● What to do:
Render the material again word for word, skipping the pictures in it.

● Collected data:
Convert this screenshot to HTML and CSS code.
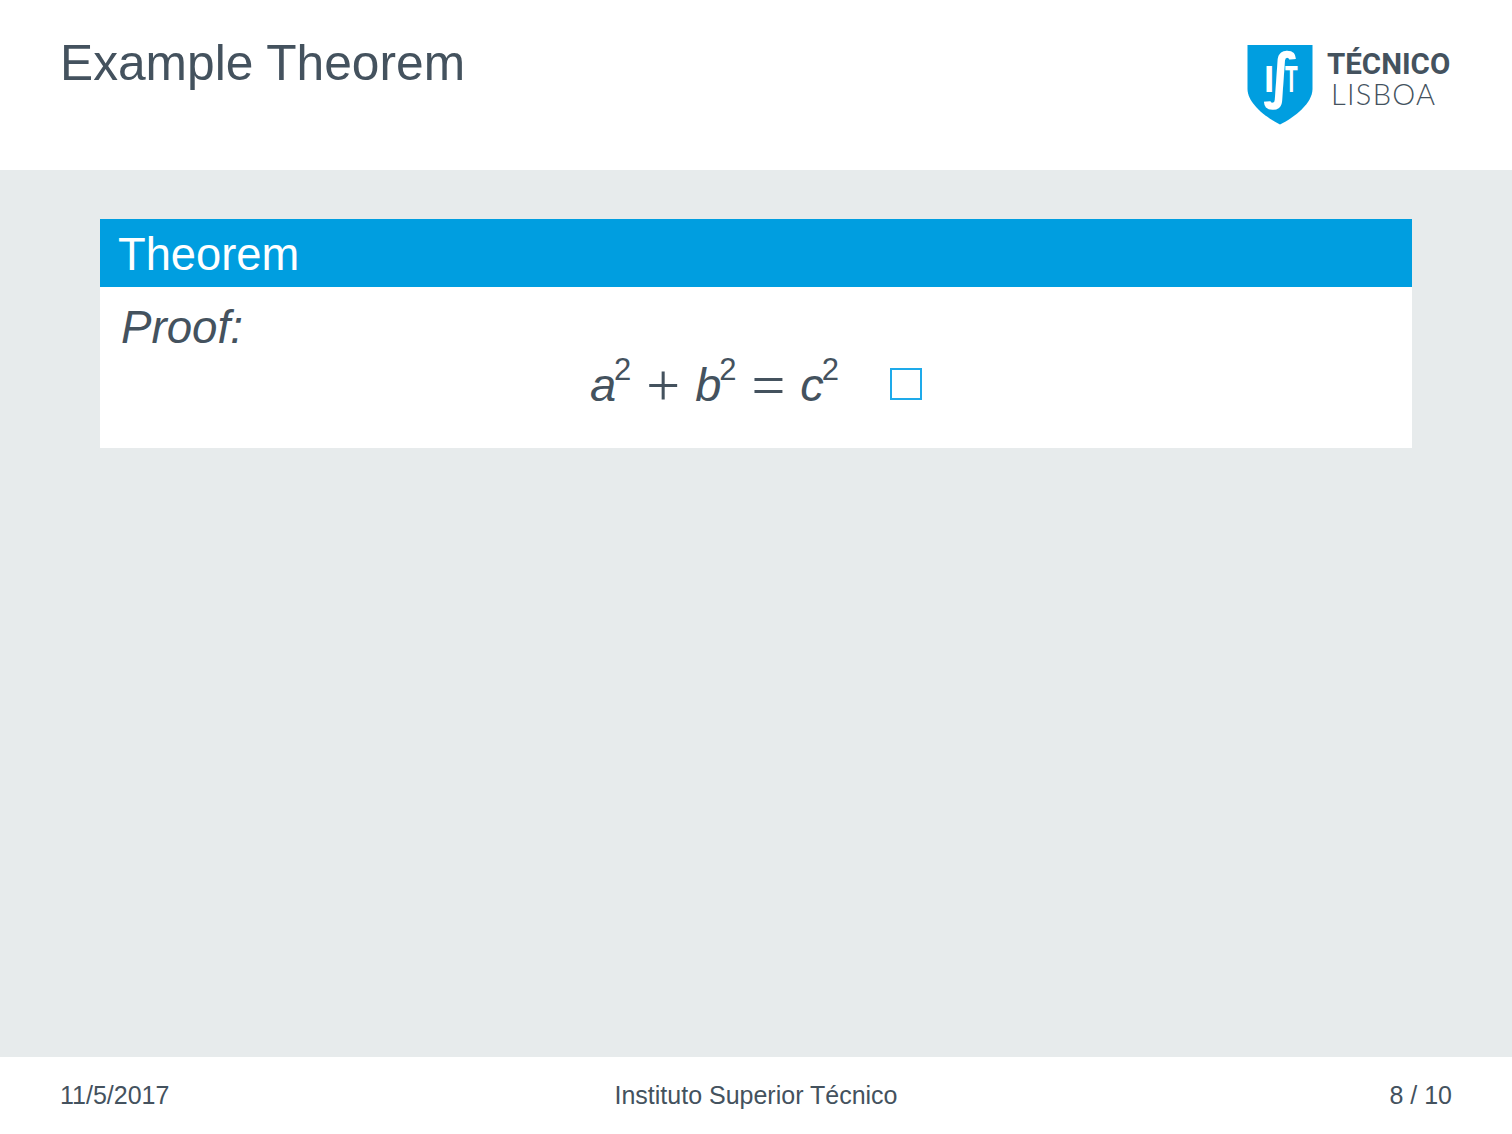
FILE: index.html
```html
<!DOCTYPE html>
<html lang="en">
<head>
<meta charset="utf-8">
<title>Example Theorem</title>
<link rel="stylesheet" href="styles.css">
</head>
<body>
<div class="slide">
  <header class="header">
    <h1 class="title">Example Theorem</h1>
    <div class="logo">
      <svg class="shield" width="66" height="80" viewBox="0 0 66 80" aria-hidden="true">
        <path d="M0.5 0H65.5V44C65.5 58 48 72 33 79.5C18 72 0.5 58 0.5 44Z" fill="#009ee0"/>
        <text class="mark mark-letter" x="17" y="47">I</text>
        <text class="mark mark-integral" x="16" y="51">∫</text>
        <text class="mark mark-letter" transform="translate(38 47) scale(0.56 1)">T</text>
      </svg>
      <div class="wordmark">
        <span class="word-top">TÉCNICO</span>
        <span class="word-bottom">LISBOA</span>
      </div>
    </div>
  </header>
  <main class="content">
    <section class="block">
      <h2 class="block-title">Theorem</h2>
      <div class="block-body">
        <p class="proof">Proof:</p>
        <div class="equation">
          <span class="var">a</span><sup class="pow">2</sup>
          <span class="op">+</span>
          <span class="var">b</span><sup class="pow">2</sup>
          <span class="op">=</span>
          <span class="var">c</span><sup class="pow">2</sup>
          <span class="qed"></span>
        </div>
      </div>
    </section>
  </main>
  <footer class="footer">
    <span class="foot-date">11/5/2017</span>
    <span class="foot-center">Instituto Superior Técnico</span>
    <span class="foot-page">8 / 10</span>
  </footer>
</div>
</body>
</html>
```
FILE: styles.css
```css
* { box-sizing: border-box; }
html, body { margin: 0; padding: 0; }
body {
  font-family: "Liberation Sans", Arial, sans-serif;
  color: #44525e;
  background: #fff;
}
.slide {
  width: 1512px;
  height: 1134px;
  display: flex;
  flex-direction: column;
  overflow: hidden;
}
.header {
  height: 170px;
  flex: none;
  padding: 45px 60px 0 60px;
  display: flex;
  justify-content: space-between;
  align-items: flex-start;
  background: #fff;
}
.title {
  margin: -10px 0 0 0;
  font-size: 49.7px;
  line-height: 56px;
  font-weight: 400;
}
.logo { display: flex; align-items: flex-start; gap: 14px; }
.shield { display: block; flex: none; overflow: visible; }
.mark { fill: #fff; }
.mark-letter {
  font-family: "Liberation Sans", sans-serif;
  font-size: 37px;
  font-weight: 700;
}
.mark-integral {
  font-family: "DejaVu Sans", sans-serif;
  font-size: 60px;
  font-weight: 700;
}
.wordmark { display: flex; flex-direction: column; width: 125px; padding-top: 2px; }
.word-top {
  font-family: Roboto, "Liberation Sans", sans-serif;
  font-size: 29.5px;
  line-height: 34px;
  font-weight: 700;
  white-space: nowrap;
  color: #44525e;
}
.word-bottom {
  margin-left: 4px;
  font-family: Lato, "Liberation Sans", sans-serif;
  font-size: 29px;
  line-height: 25px;
  font-weight: 300;
  letter-spacing: 1.3px;
  color: #44525e;
  white-space: nowrap;
}
.content {
  flex: 1;
  background: #e7ebec;
  padding: 49px 100px 0 100px;
}
.block { background: #fff; height: 229px; }
.block-title {
  margin: 0;
  height: 68px;
  padding: 0 0 0 18px;
  background: #009ee0;
  color: #fff;
  font-size: 45.3px;
  line-height: 71px;
  font-weight: 400;
}
.block-body { padding: 16px 21px 0 21px; }
.proof {
  margin: 0;
  font-size: 45.7px;
  line-height: 50px;
  font-style: italic;
}
.equation {
  display: flex;
  justify-content: center;
  align-items: baseline;
  margin-top: 7px;
  height: 50px;
  line-height: 50px;
  font-size: 47px;
}
.var { font-style: italic; }
.pow {
  font-size: 31px;
  line-height: 0;
  position: relative;
  top: -21px;
  vertical-align: baseline;
  margin-left: -2px;
}
.op {
  font-family: "Liberation Serif", serif;
  font-size: 60px;
  margin: 0 15px;
  position: relative;
  top: 4px;
  line-height: 0;
}
.qed {
  width: 32px;
  height: 32px;
  border: 2px solid #1eaaea;
  margin-left: 51px;
  align-self: center;
  position: relative;
  top: -1px;
}
.footer {
  height: 77px;
  flex: none;
  padding: 0 60px;
  display: grid;
  grid-template-columns: 1fr auto 1fr;
  align-items: center;
  font-size: 25px;
  background: #fff;
}
.foot-page { text-align: right; }
```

● Solved exercise:
Convert this screenshot to HTML and CSS code.
FILE: index.html
```html
<!DOCTYPE html>
<html lang="en">
<head>
<meta charset="utf-8">
<title>Example Theorem</title>
<link rel="stylesheet" href="styles.css">
</head>
<body>
<div class="slide">
  <header class="header">
    <h1 class="title">Example Theorem</h1>
    <div class="logo">
      <svg class="shield" width="66" height="80" viewBox="0 0 66 80" aria-hidden="true">
        <path d="M0.5 0H65.5V44C65.5 58 48 72 33 79.5C18 72 0.5 58 0.5 44Z" fill="#009ee0"/>
        <text class="mark mark-letter" x="17" y="47">I</text>
        <text class="mark mark-integral" x="16" y="51">∫</text>
        <text class="mark mark-letter" transform="translate(38 47) scale(0.56 1)">T</text>
      </svg>
      <div class="wordmark">
        <span class="word-top">TÉCNICO</span>
        <span class="word-bottom">LISBOA</span>
      </div>
    </div>
  </header>
  <main class="content">
    <section class="block">
      <h2 class="block-title">Theorem</h2>
      <div class="block-body">
        <p class="proof">Proof:</p>
        <div class="equation">
          <span class="var">a</span><sup class="pow">2</sup>
          <span class="op">+</span>
          <span class="var">b</span><sup class="pow">2</sup>
          <span class="op">=</span>
          <span class="var">c</span><sup class="pow">2</sup>
          <span class="qed"></span>
        </div>
      </div>
    </section>
  </main>
  <footer class="footer">
    <span class="foot-date">11/5/2017</span>
    <span class="foot-center">Instituto Superior Técnico</span>
    <span class="foot-page">8 / 10</span>
  </footer>
</div>
</body>
</html>
```
FILE: styles.css
```css
* { box-sizing: border-box; }
html, body { margin: 0; padding: 0; }
body {
  font-family: "Liberation Sans", Arial, sans-serif;
  color: #44525e;
  background: #fff;
}
.slide {
  width: 1512px;
  height: 1134px;
  display: flex;
  flex-direction: column;
  overflow: hidden;
}
.header {
  height: 170px;
  flex: none;
  padding: 45px 60px 0 60px;
  display: flex;
  justify-content: space-between;
  align-items: flex-start;
  background: #fff;
}
.title {
  margin: -10px 0 0 0;
  font-size: 49.7px;
  line-height: 56px;
  font-weight: 400;
}
.logo { display: flex; align-items: flex-start; gap: 14px; }
.shield { display: block; flex: none; overflow: visible; }
.mark { fill: #fff; }
.mark-letter {
  font-family: "Liberation Sans", sans-serif;
  font-size: 37px;
  font-weight: 700;
}
.mark-integral {
  font-family: "DejaVu Sans", sans-serif;
  font-size: 60px;
  font-weight: 700;
}
.wordmark { display: flex; flex-direction: column; width: 125px; padding-top: 2px; }
.word-top {
  font-family: Roboto, "Liberation Sans", sans-serif;
  font-size: 29.5px;
  line-height: 34px;
  font-weight: 700;
  white-space: nowrap;
  color: #44525e;
}
.word-bottom {
  margin-left: 4px;
  font-family: Lato, "Liberation Sans", sans-serif;
  font-size: 29px;
  line-height: 25px;
  font-weight: 300;
  letter-spacing: 1.3px;
  color: #44525e;
  white-space: nowrap;
}
.content {
  flex: 1;
  background: #e7ebec;
  padding: 49px 100px 0 100px;
}
.block { background: #fff; height: 229px; }
.block-title {
  margin: 0;
  height: 68px;
  padding: 0 0 0 18px;
  background: #009ee0;
  color: #fff;
  font-size: 45.3px;
  line-height: 71px;
  font-weight: 400;
}
.block-body { padding: 16px 21px 0 21px; }
.proof {
  margin: 0;
  font-size: 45.7px;
  line-height: 50px;
  font-style: italic;
}
.equation {
  display: flex;
  justify-content: center;
  align-items: baseline;
  margin-top: 7px;
  height: 50px;
  line-height: 50px;
  font-size: 47px;
}
.var { font-style: italic; }
.pow {
  font-size: 31px;
  line-height: 0;
  position: relative;
  top: -21px;
  vertical-align: baseline;
  margin-left: -2px;
}
.op {
  font-family: "Liberation Serif", serif;
  font-size: 60px;
  margin: 0 15px;
  position: relative;
  top: 4px;
  line-height: 0;
}
.qed {
  width: 32px;
  height: 32px;
  border: 2px solid #1eaaea;
  margin-left: 51px;
  align-self: center;
  position: relative;
  top: -1px;
}
.footer {
  height: 77px;
  flex: none;
  padding: 0 60px;
  display: grid;
  grid-template-columns: 1fr auto 1fr;
  align-items: center;
  font-size: 25px;
  background: #fff;
}
.foot-page { text-align: right; }
```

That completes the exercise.